Thursday, November 28, 2013

Review - A Single Shot (2013)



Starring Sam Rockwell, William H. Macy and Jeffrey Wright.
Directed  by David M. Rosenthal.

Synopsis: The tragic death of a beautiful young girl starts a tense and atmospheric game of cat and mouse between hunter John Moon and the hardened backwater criminals out for his blood.

Following the mistaken death of a young girl in the woods by his gun, John Moon (Sam Rockwell) steals money on the girl's campsite and then becomes the hunted (No Country For Old Men style). Nothing really happens in this borefest of a movie; we meet characters we don't care much about, we see events and an ending we could have predicted with our eyes closed. It moves at a snail's place with not much action or excitement -- I am surprised I didn't fall asleep.

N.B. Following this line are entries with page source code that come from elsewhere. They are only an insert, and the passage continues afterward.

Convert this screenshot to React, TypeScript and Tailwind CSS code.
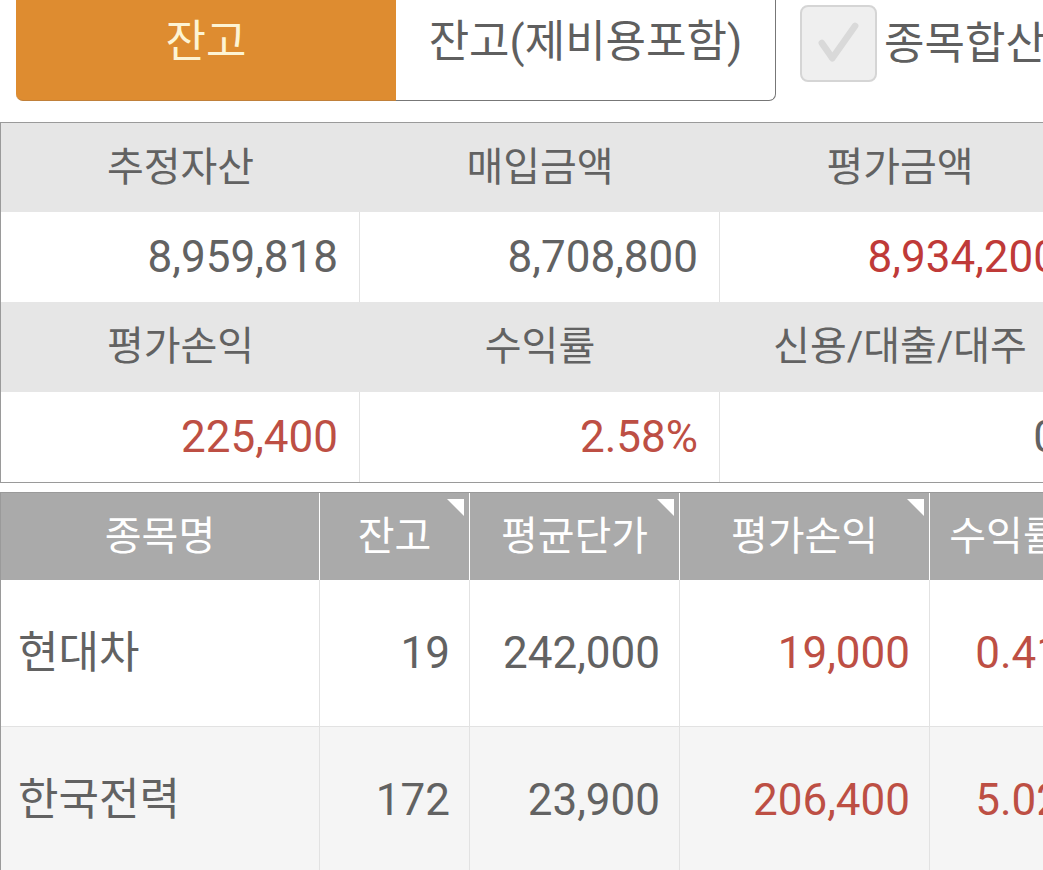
import { Fragment } from 'react';

// 잔고 화면 - 요약 + 종목 리스트
const FONT = { fontFamily: "Roboto, 'Noto Sans CJK KR', sans-serif" };

type Summary = { label: string; value: string; tone?: 'red' | 'dark' };

const summaryRows: Summary[][] = [
  [
    { label: '추정자산', value: '8,959,818' },
    { label: '매입금액', value: '8,708,800' },
    { label: '평가금액', value: '8,934,200', tone: 'dark' },
  ],
  [
    { label: '평가손익', value: '225,400', tone: 'red' },
    { label: '수익률', value: '2.58%', tone: 'red' },
    { label: '신용/대출/대주', value: '0' },
  ],
];

const columns = [
  { label: '종목명', width: 'w-[319px]', sort: false },
  { label: '잔고', width: 'w-[150px]', sort: true },
  { label: '평균단가', width: 'w-[210px]', sort: true },
  { label: '평가손익', width: 'w-[250px]', sort: true },
  { label: '수익률', width: 'w-[150px]', sort: false },
];

const stocks = [
  { name: '현대차', qty: '19', avg: '242,000', pl: '19,000', rate: '0.41', bg: 'bg-white' },
  { name: '한국전력', qty: '172', avg: '23,900', pl: '206,400', rate: '5.02', bg: 'bg-[#f5f5f5]' },
];

const toneClass = (tone?: string) => {
  if (tone === 'red') return 'text-[#bd4f44]';
  if (tone === 'dark') return 'text-[#bf3a38]';
  return 'text-[#626262]';
};

const Tabs = () => (
  <div className="flex items-start h-[101px]">
    <div className="ml-4 flex h-[101px]">
      <div className="w-[380px] flex items-center justify-center pb-[17px] bg-[#de8c30] border-b border-[#c0803a] rounded-bl-[7px] text-[44px] leading-none text-[#fdf4d4]">
        잔고
      </div>
      <div className="w-[380px] flex items-center justify-center pb-[17px] bg-white border-r border-b border-[#777] rounded-br-[7px] text-[44px] leading-none text-[#5f5f5f] whitespace-nowrap">
        잔고(제비용포함)
      </div>
    </div>
    <div className="ml-6 mt-[5px] flex items-center gap-[7px]">
      <div className="w-[77px] h-[77px] shrink-0 rounded-lg bg-[#efefef] border-2 border-[#d5d5d5] flex items-center justify-center">
        <svg width="77" height="77" viewBox="0 0 77 77">
          <path d="M21 38 L32 54 L56 20" fill="none" stroke="#d9d9d9" strokeWidth="7" strokeLinecap="round" strokeLinejoin="round" />
        </svg>
      </div>
      <span className="text-[44px] leading-none text-[#5f5f5f] whitespace-nowrap">종목합산</span>
    </div>
  </div>
);

const SummaryTable = () => (
  <div className="mt-[21px] w-[1080px] border-l border-t border-b border-[#9a9a9a] grid grid-cols-[359px_360px_360px]">
    {summaryRows.map((row, i) => (
      <Fragment key={i}>
        {row.map((c) => (
          <div
            key={c.label}
            className={`${i === 0 ? 'h-[89px]' : 'h-[90px]'} bg-[#e6e6e6] flex items-center justify-center text-[40px] leading-none text-[#626262] whitespace-nowrap`}
          >
            {c.label}
          </div>
        ))}
        {row.map((c) => (
          <div
            key={c.label + '-v'}
            className={`h-[90px] bg-white border-r border-[#e2e2e2] flex items-center justify-end pr-[21px] text-[44px] leading-none ${toneClass(c.tone)}`}
          >
            {c.value}
          </div>
        ))}
      </Fragment>
    ))}
  </div>
);

const SortMark = () => (
  <span className="absolute top-[6px] right-[5px] w-0 h-0 border-l-[17px] border-l-transparent border-t-[17px] border-t-white" />
);

const StockTable = () => (
  <div className="mt-[9px] w-[1080px] border-l border-t border-[#9a9a9a]">
    <div className="flex h-[87px] bg-[#aaaaaa]">
      {columns.map((col) => (
        <div
          key={col.label}
          className={`${col.width} relative shrink-0 border-r border-white flex items-center justify-center text-[40px] leading-none text-white whitespace-nowrap`}
        >
          {col.label}
          {col.sort && <SortMark />}
        </div>
      ))}
    </div>
    {stocks.map((s) => (
      <div key={s.name} className={`flex h-[147px] ${s.bg} border-b border-[#e2e2e2]`}>
        <div className="w-[319px] shrink-0 border-r border-[#e2e2e2] flex items-center pl-[17px] text-[44px] leading-none text-[#626262]">
          {s.name}
        </div>
        <div className="w-[150px] shrink-0 border-r border-[#e2e2e2] flex items-center justify-end pr-[19px] text-[44px] leading-none text-[#626262]">
          {s.qty}
        </div>
        <div className="w-[210px] shrink-0 border-r border-[#e2e2e2] flex items-center justify-end pr-[19px] text-[44px] leading-none text-[#626262]">
          {s.avg}
        </div>
        <div className="w-[250px] shrink-0 border-r border-[#e2e2e2] flex items-center justify-end pr-[19px] text-[44px] leading-none text-[#bd4f44]">
          {s.pl}
        </div>
        <div className="w-[150px] shrink-0 flex items-center justify-end pr-[19px] text-[44px] leading-none text-[#bd4f44]">
          {s.rate}
        </div>
      </div>
    ))}
  </div>
);

export default function App() {
  return (
    <div className="w-[1043px] h-[870px] overflow-hidden bg-white" style={FONT}>
      <Tabs />
      <SummaryTable />
      <StockTable />
    </div>
  );
}
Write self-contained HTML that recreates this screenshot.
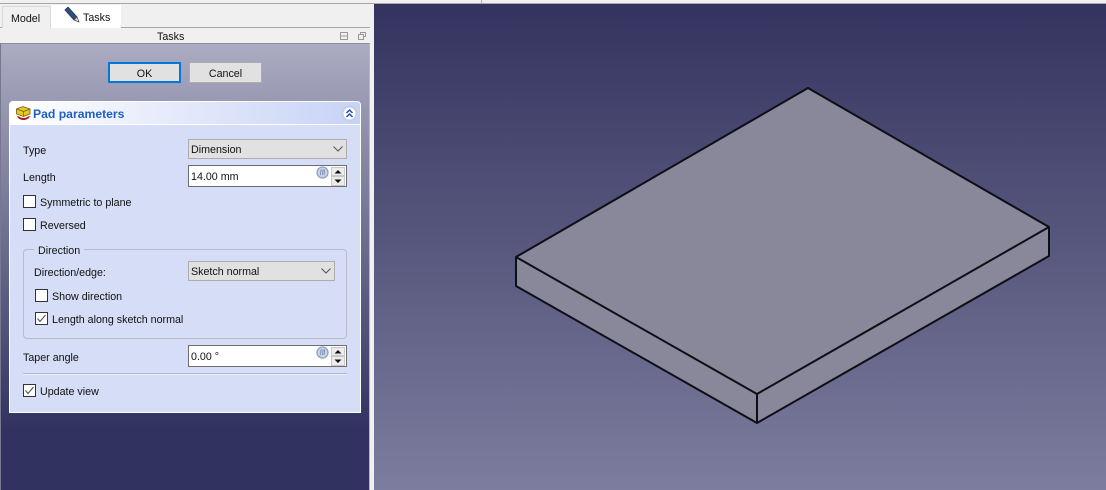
<!DOCTYPE html>
<html><head><meta charset="utf-8"><style>
html,body{margin:0;padding:0;background:#f0f0f0}
#r{position:relative;width:1106px;height:490px;overflow:hidden;background:#f0f0f0;font:10.7px "Liberation Sans",sans-serif;color:#111}
#r div,#r svg{position:absolute;box-sizing:border-box}
.t{white-space:nowrap;line-height:14px;height:14px;margin-top:1px}
.cb{width:13px;height:13px;background:#fff;border:1px solid #333}
.combo{background:#e1e1e1;border:1px solid #adadad;height:20px;line-height:20px;padding-left:2px}
.inp{background:#fff;border:1px solid #6e6e6e;height:22px;width:159px;line-height:22px;padding-left:2px}
.spin{background:#ececec;border:1px solid #c8c8c8;width:14px;height:9px}
</style></head><body><div id="r">
<div style="left:0;top:3px;width:1106px;height:1px;background:#a8a8a8"></div>
<div style="left:481px;top:0;width:1px;height:3px;background:#b0b0b0"></div>
<div style="left:0;top:27px;width:370px;height:1px;background:#a8a8a8"></div>
<div style="left:2px;top:6px;width:49px;height:22px;background:#f0f0f0;border:1px solid #d9d9d9;border-bottom:none"></div>
<div class="t" style="left:11px;top:11px">Model</div>
<div style="left:51px;top:5px;width:70px;height:23px;background:#fff"></div>
<svg style="left:64px;top:7px" width="17" height="16" viewBox="0 0 17 16"><path d="M1 3 4 0 13 10 10 13Z" fill="#2f4f7f" stroke="#1d3557" stroke-width=".8"/><path d="M10 13 13 10 15 15Z" fill="#ddd" stroke="#444" stroke-width=".7"/></svg>
<div class="t" style="left:83px;top:10px">Tasks</div>
<div class="t" style="left:157px;top:29px">Tasks</div>
<svg style="left:339px;top:31px" width="30" height="10" viewBox="0 0 30 10" fill="none" stroke="#9a9a9a"><path d="M1.500 1.500h7v7h-7zM1.500 5h7"/><path d="M21.500 3.500v-2h5v4h-2M19.500 3.500h5v5h-5z"/></svg>

<div style="left:0;top:43px;width:370px;height:447px;background:linear-gradient(#ababc2 0,#323260 385px);border-left:1px solid #77778f;border-top:1px solid #8b8ba3;border-right:1px solid #b8b8b8"></div>

<div style="left:108px;top:62px;width:73px;height:21px;background:#e1e1e1;border:2px solid #0078d7"></div>
<div class="t" style="left:108px;top:66px;width:73px;text-align:center">OK</div>
<div style="left:189px;top:62px;width:73px;height:21px;background:#e1e1e1;border:1px solid #adadad"></div>
<div class="t" style="left:189px;top:66px;width:73px;text-align:center">Cancel</div>

<div style="left:9px;top:101px;width:352px;height:312px;background:#d6ddf6;border:1px solid #fff;border-radius:4px 4px 0 0"></div>
<div style="left:10px;top:102px;width:350px;height:23px;background:linear-gradient(90deg,#fff,#c7d3f6);border-bottom:1px solid #fff;border-radius:3px 3px 0 0"></div>
<svg style="left:15px;top:105px" width="17" height="17" viewBox="0 0 17 17"><path d="M1.500 4 8 1.500 15 4v5L8.500 11.500 1.500 9Z" fill="#e8c820" stroke="#6b5a10" stroke-width=".8"/><path d="M1.500 4 8.500 6.500 15 4M8.500 6.500v5" fill="none" stroke="#6b5a10" stroke-width=".7"/><path d="M2 11c1 3 4 4 6.500 4S14 14 15 11l-2 .5c-1 1.200-3 1.500-4.500 1.500S5 12.500 4 11.500Z" fill="#a81c1c"/></svg>
<div class="t" style="left:33px;top:106px;color:#1f5fc4;font-weight:bold;font-size:12.200px">Pad parameters</div>
<svg style="left:341px;top:105px" width="17" height="17" viewBox="0 0 17 17"><circle cx="8.500" cy="8.500" r="7" fill="#fff" stroke="#c5cde8" stroke-width="2"/><path d="M5.500 8 8.500 5l3 3M5.500 12l3-3 3 3" fill="none" stroke="#1f4fb0" stroke-width="1.500"/></svg>

<div class="t" style="left:23px;top:143px">Type</div>
<div class="combo" style="left:188px;top:139px;width:159px">Dimension</div>
<svg style="left:333px;top:146px" width="10" height="6" viewBox="0 0 10 6"><path d="M.5.500 5 5 9.500.500" fill="none" stroke="#555"/></svg>

<div class="t" style="left:23px;top:170px">Length</div>
<div class="inp" style="left:188px;top:165px">14.00 mm</div>
<svg style="left:316px;top:166px" width="13" height="13" viewBox="0 0 13 13"><circle cx="6.500" cy="6.500" r="5.500" fill="#c9d3e6" stroke="#8fa5c0" stroke-width="1.300"/><path d="M4.500 9 5 4h1M6.500 9 7 4h1.500L8 9" fill="none" stroke="#6f88a8" stroke-width=".8"/></svg>
<div class="spin" style="left:331px;top:167px"></div><div class="spin" style="left:331px;top:176px;height:10px"></div>
<svg style="left:334px;top:170px" width="8" height="14" viewBox="0 0 8 14"><path d="M4 0 7.500 3.500H.500ZM.500 9.500h7L4 13Z" fill="#111"/></svg>

<div class="cb" style="left:23px;top:195px"></div>
<div class="t" style="left:40px;top:195px">Symmetric to plane</div>
<div class="cb" style="left:23px;top:218px"></div>
<div class="t" style="left:40px;top:218px">Reversed</div>

<div style="left:23px;top:249px;width:324px;height:90px;border:1px solid #b9bcc8;border-radius:4px"></div>
<div class="t" style="left:34px;top:243px;background:#d6ddf6;padding:0 4px">Direction</div>

<div class="t" style="left:34px;top:265px">Direction/edge:</div>
<div class="combo" style="left:188px;top:261px;width:147px">Sketch normal</div>
<svg style="left:321px;top:268px" width="10" height="6" viewBox="0 0 10 6"><path d="M.5.500 5 5 9.500.500" fill="none" stroke="#555"/></svg>

<div class="cb" style="left:35px;top:289px"></div>
<div class="t" style="left:52px;top:289px">Show direction</div>
<div class="cb" style="left:35px;top:312px"></div>
<svg style="left:35px;top:312px" width="13" height="13" viewBox="0 0 13 13"><path d="M2.500 6.500 5 9.500 10.500 3" fill="none" stroke="#555" stroke-width="1.100"/></svg>
<div class="t" style="left:52px;top:312px">Length along sketch normal</div>

<div class="t" style="left:23px;top:350px">Taper angle</div>
<div class="inp" style="left:188px;top:345px">0.00 °</div>
<svg style="left:316px;top:346px" width="13" height="13" viewBox="0 0 13 13"><circle cx="6.500" cy="6.500" r="5.500" fill="#c9d3e6" stroke="#8fa5c0" stroke-width="1.300"/><path d="M4.500 9 5 4h1M6.500 9 7 4h1.500L8 9" fill="none" stroke="#6f88a8" stroke-width=".8"/></svg>
<div class="spin" style="left:331px;top:347px"></div><div class="spin" style="left:331px;top:356px;height:10px"></div>
<svg style="left:334px;top:350px" width="8" height="14" viewBox="0 0 8 14"><path d="M4 0 7.500 3.500H.500ZM.500 9.500h7L4 13Z" fill="#111"/></svg>

<div style="left:23px;top:373px;width:324px;height:2px;background:#b4b6c4;border-bottom:1px solid #eef0fb"></div>

<div class="cb" style="left:23px;top:384px"></div>
<svg style="left:23px;top:384px" width="13" height="13" viewBox="0 0 13 13"><path d="M2.500 6.500 5 9.500 10.500 3" fill="none" stroke="#555" stroke-width="1.100"/></svg>
<div class="t" style="left:40px;top:384px">Update view</div>

<div style="left:374px;top:4px;width:732px;height:486px;background:linear-gradient(#33335f,#7d7d9e)"></div>
<svg style="left:0;top:0" width="1106" height="490" viewBox="0 0 1106 490">
<path d="M808 88 1049 227V256L757 423 516 286V257Z" fill="#88889a"/>
<path d="M808 88 1049 227 757 394 516 257ZM516 257V286L757 423 1049 256V227M757 394V423" fill="none" stroke="#0e0e16" stroke-width="2" stroke-linejoin="round"/>
</svg>
</div></body></html>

Sam Rockwell puts out all he can in the lead role. However I couldn't sympathize with his character despite the movie stressing on his love for his family -- because in truth, he is the most inhumane character in the movie. The writers tried to get me to care by injecting some emotion into John Moon but again I couldn't sympathize. The supporting actors were as mediocre as the screenplay. Jeffrey Wright plays Simon (John's friend) and all he did was mumble and get drunk the entire movie. A limping, wigged out William H. Macy looked so weird and the story is so lazily written that even the villains existence seemed so implausible. Was there really a sense of threat for John Moon or his family? It didn't feel that way to me. Just a bunch of bad guys wallowing about until the end.

I couldn't understand what some of the characters were saying most of the time, which resulted in me shutting my brain off entirely three quarters of the way. The only thing this movie had going for it was the bleak Winter's Bone-ish cinematography and a dedicated Sam Rockwell. A Single Shot wanted to be No Country For Old Men 2 so badly but it failed.